Jana refers to traditional learning skills—you know, reading, writing, and arithmetic—as IQ skills. Critical thinking, empathy, creativity, and cooperation—those are what she calls “QI” skills (sometimes these are referred to as EQ for emotional intelligence). “They’re overlooked in formal learning environments, but they are necessary,” she says. “Being able to read emotions is just as important as being able to read a book.” In other words, all Barbies, no matter what their ostensible jobs might be, are ultimately teacher Barbies.
The great news for parents is that facilitating doll play is basically a two step process: Provide a child with a Barbie Doll then get out of the way. That said, parents would do well to keep an eye on what happens – it’s a window into the emotional life of a child. But it’s best to let kids steer doll play as it is fundamentally a social exploration.
“These play opportunities seem way less formal than playing with puzzles or flash cards, but learning doesn’t have to be formal when your child is learning about life,” explains Jana.

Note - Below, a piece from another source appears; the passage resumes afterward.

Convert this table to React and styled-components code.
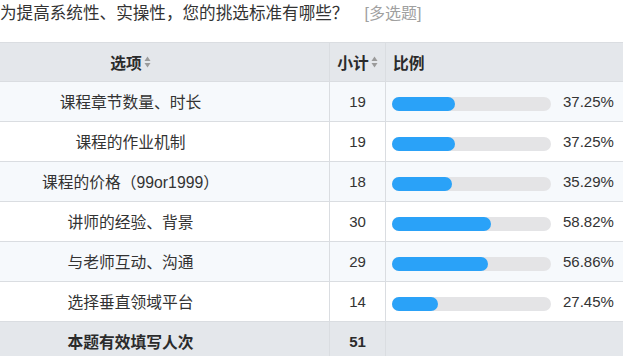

DeVos and Jana agree that doll play is also helpful for boys, who need to develop the same emotional skills as girls and sometimes aren’t allowed to participate in that sort of emotional exploration. Specifically, boys can benefit from the degree to which doll play facilitates self-expression, which is a rare skill in pre-teen boys (and also teen boys if you want to get into it). It’s easier now to supply boys with boy dolls, if that is their preference. More diverse representation among dolls helps kids pick toys that they can both empathize with and feel embodied by. The key for parents looking for the right plastic companion is just to follow kids’ leads.
“Subtle marketing images chips away at a child’s perspective of self and others. If doll play is shaping our children’s ability to interpret and communicate with themselves and the world around them right down to the connectivity of neurons in their brains, then we have to take into account whether the toys and tools we give them represent the world,” says Jana. “Racially diverse options existing in the mainstream is so important.”
How can parents make sure child see themselves in their dolls and create positive spaces in which to learn social lessons? By thinking of dolls as objects of affection and tools rather than as simple toys. They may be simple in form, but dolls create worlds in a profound and complicated way.
“For parents, it’s as important to recognize the inherent benefits of doll play as it is to use doll play as a teaching tool or opportunity for specific learning opportunities,” DeVos says. “We’re trying to help parents understand the values of doll play so that they begin to view this critical play as something that’s important for their child’s development.”
The Four Thing Parents Need to Know About Playing With Dolls
•Playing with dolls is a creative activity that helps kids practice how to interact with other people while allowing them to make mistakes.
•It’s important that children be able to identify with dolls so that they can imagine the world from their perspectives and build empathy. This is why representation is critical.
•Boys gain valuable skills when they play with dolls.
•Structured doll play isn’t necessarily bad, but it does somewhat defeat the point. It’s best to let children lead the way.